-- Start --
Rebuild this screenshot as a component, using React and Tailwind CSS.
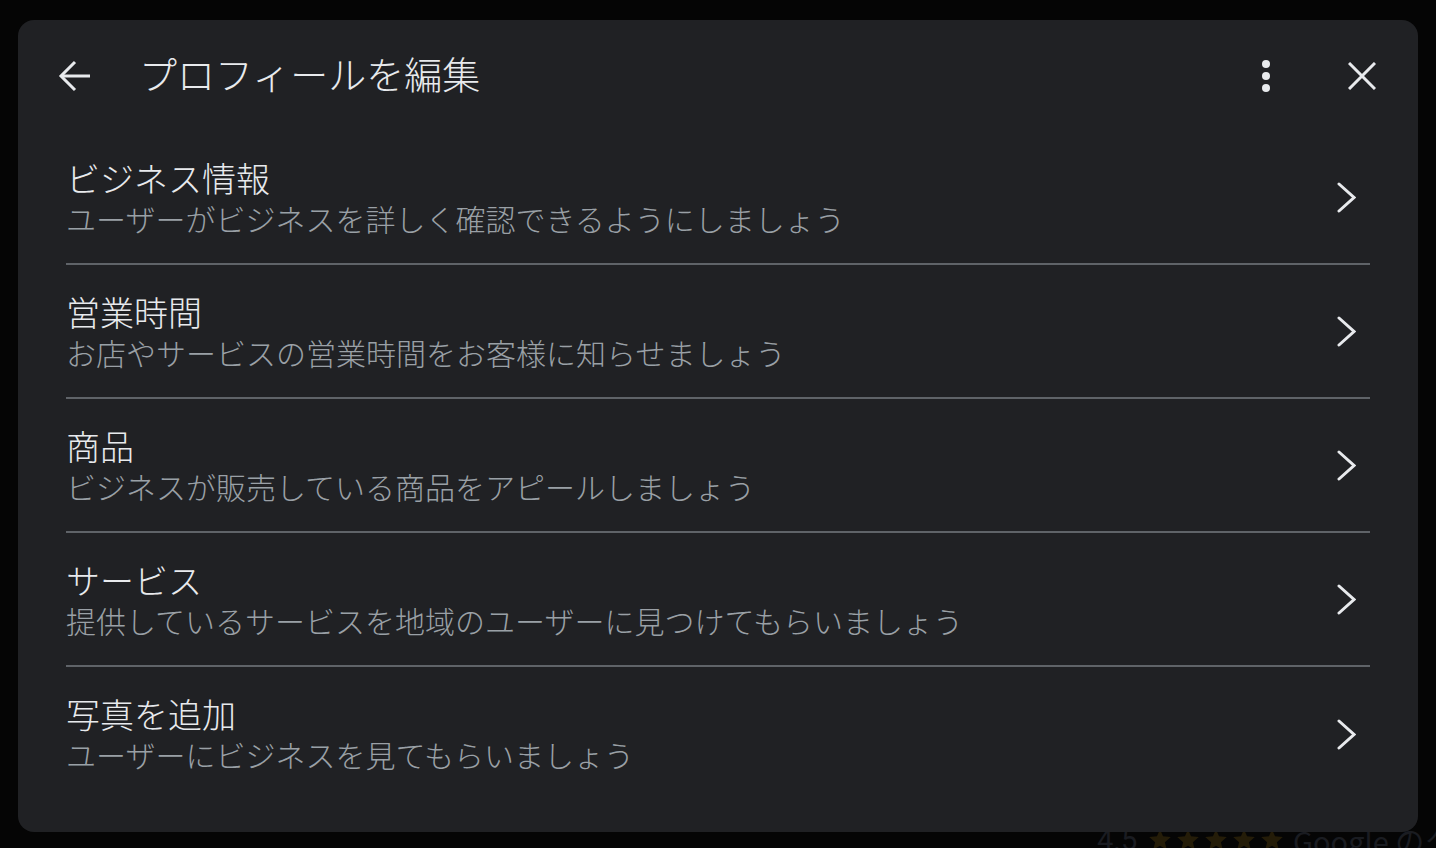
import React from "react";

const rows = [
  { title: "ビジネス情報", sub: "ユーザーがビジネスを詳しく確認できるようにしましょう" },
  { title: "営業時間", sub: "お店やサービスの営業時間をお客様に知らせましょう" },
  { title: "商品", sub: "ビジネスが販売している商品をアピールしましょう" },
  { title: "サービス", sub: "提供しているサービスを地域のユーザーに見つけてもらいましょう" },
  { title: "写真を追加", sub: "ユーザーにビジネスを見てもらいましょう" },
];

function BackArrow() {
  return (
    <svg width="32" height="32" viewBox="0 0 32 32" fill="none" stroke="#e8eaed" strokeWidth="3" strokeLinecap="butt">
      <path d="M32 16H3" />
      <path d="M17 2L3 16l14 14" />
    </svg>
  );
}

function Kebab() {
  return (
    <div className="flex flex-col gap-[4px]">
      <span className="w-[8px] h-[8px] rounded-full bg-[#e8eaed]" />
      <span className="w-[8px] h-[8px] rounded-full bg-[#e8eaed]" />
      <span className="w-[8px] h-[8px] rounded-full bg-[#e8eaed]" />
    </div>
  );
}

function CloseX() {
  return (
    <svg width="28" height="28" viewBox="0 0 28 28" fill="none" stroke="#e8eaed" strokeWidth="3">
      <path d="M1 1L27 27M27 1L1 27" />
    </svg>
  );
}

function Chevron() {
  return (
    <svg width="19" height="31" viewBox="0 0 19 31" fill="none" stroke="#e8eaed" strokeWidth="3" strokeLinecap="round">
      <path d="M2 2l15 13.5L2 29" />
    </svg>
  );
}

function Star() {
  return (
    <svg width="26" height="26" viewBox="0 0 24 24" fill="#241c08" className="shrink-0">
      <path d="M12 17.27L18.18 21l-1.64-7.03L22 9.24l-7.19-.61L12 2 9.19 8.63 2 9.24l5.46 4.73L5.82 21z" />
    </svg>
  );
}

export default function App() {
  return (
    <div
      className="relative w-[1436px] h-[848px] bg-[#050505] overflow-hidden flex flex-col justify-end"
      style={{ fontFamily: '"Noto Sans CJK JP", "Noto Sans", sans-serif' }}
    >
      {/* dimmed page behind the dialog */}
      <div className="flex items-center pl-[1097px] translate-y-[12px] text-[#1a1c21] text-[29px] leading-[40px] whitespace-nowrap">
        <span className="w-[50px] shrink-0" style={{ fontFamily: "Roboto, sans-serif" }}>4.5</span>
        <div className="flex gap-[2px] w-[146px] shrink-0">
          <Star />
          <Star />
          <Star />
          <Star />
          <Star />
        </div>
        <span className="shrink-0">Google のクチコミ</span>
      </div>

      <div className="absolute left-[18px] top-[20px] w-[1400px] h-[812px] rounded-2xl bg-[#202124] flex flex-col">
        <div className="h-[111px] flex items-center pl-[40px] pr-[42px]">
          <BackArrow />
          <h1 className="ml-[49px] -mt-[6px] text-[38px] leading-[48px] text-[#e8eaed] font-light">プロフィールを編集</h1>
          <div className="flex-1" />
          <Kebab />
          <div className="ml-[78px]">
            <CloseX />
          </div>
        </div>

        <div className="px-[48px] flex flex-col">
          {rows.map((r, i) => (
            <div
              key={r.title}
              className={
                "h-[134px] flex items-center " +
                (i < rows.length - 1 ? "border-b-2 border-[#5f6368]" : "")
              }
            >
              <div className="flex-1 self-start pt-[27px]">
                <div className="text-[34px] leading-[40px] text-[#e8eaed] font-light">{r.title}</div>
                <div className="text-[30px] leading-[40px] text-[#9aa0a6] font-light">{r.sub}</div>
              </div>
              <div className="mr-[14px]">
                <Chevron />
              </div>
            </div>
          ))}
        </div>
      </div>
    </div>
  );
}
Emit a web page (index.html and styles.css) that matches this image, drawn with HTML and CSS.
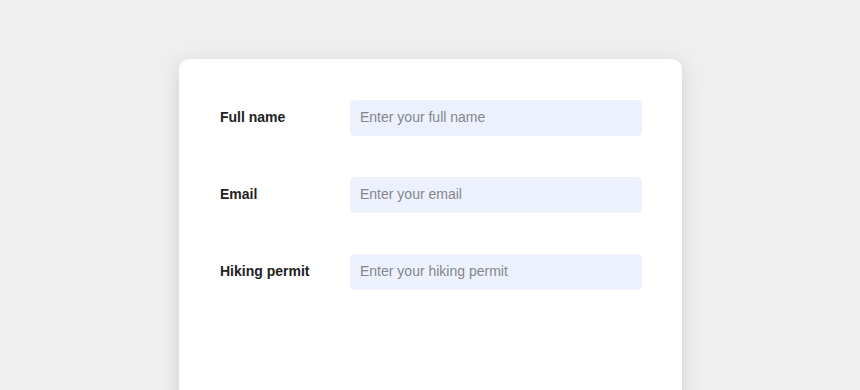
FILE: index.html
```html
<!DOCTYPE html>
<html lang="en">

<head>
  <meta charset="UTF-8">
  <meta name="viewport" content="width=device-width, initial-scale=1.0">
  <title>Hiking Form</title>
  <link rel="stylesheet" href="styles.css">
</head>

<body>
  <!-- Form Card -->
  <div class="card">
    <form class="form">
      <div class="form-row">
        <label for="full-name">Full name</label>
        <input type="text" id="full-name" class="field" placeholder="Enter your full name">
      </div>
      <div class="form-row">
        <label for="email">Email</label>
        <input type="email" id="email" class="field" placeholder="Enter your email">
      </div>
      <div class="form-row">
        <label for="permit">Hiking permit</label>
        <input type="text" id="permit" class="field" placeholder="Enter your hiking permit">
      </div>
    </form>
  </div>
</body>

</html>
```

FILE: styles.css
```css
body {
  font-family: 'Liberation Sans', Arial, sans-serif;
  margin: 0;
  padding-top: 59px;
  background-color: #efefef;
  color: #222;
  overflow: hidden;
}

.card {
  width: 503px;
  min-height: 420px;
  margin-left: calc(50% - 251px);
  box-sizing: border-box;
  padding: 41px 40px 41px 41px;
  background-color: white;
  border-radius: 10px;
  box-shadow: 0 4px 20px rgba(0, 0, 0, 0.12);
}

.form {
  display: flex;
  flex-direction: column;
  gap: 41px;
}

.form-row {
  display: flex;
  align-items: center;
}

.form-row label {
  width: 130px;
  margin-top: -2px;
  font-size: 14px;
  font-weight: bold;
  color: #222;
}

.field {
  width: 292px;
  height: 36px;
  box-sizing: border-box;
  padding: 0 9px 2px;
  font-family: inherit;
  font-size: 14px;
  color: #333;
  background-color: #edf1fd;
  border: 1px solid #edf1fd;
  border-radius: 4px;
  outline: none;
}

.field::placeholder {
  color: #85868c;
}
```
-- End --
**WRITTEN PROBLEM**
Stop after the line containing "import React from": copy the records exactly from the first line up to there, leaving pictures out.

**ANSWER FOR THIS EXERCISE**
Rebuild this screenshot as a component, using React and Tailwind CSS.
import React from "react";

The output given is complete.